The UN vote took place exactly 65 years after the historic decision that ended the British Mandate for Palestine and divided the territory into two states – one for the Jews and the other for the Palestinians.

Then the Jews said yes and the Arabs were opposed. The result was the birth of the State of Israel and tragedy for the Palestinians.

Today, it is the Arabs who are saying yes and Israel that is opposed. The fear of the peace camp in Israel is that opposition to a Palestinian state could be another step on a slippery slope that will lead to tragedy for the country.

Time is working against us, and lack of progress on the diplomatic front harms the moderate forces in the Middle East. Changes are occurring that may preclude the possibility of reaching an agreement in the future.
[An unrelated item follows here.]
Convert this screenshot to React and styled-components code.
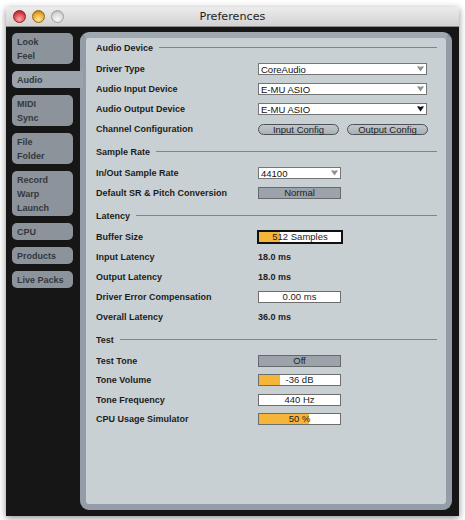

The fundamentalists on the Palestinian side are getting stronger, as is the possibility that the PA may collapse in the absence of an agreement, leaving Hamas, Islamic Jihad, and even more extreme Salafist elements to fill the vacuum. On the Israeli side too, deterioration may lead to the strengthening of extreme and religious groups. In such a reality, the Israeli-Palestinian conflict, which is nationalist and territorial in its essence and therefore solved by realpolitik, may turn into a Jewish-Islamic religious conflict. This would end any possibility of a two-state solution and threaten not only the Palestinians, who would most likely find themselves continuing life under Israeli occupation, but also to Israel, which could become an apartheid state scorned by the majority of the world.

Historian Dr. Ron Pundak is Chairman of the Israeli Peace NGOs Forum. He is a former CEO of the Peres Center for Peace, and was one of the architects of the Oslo Accords.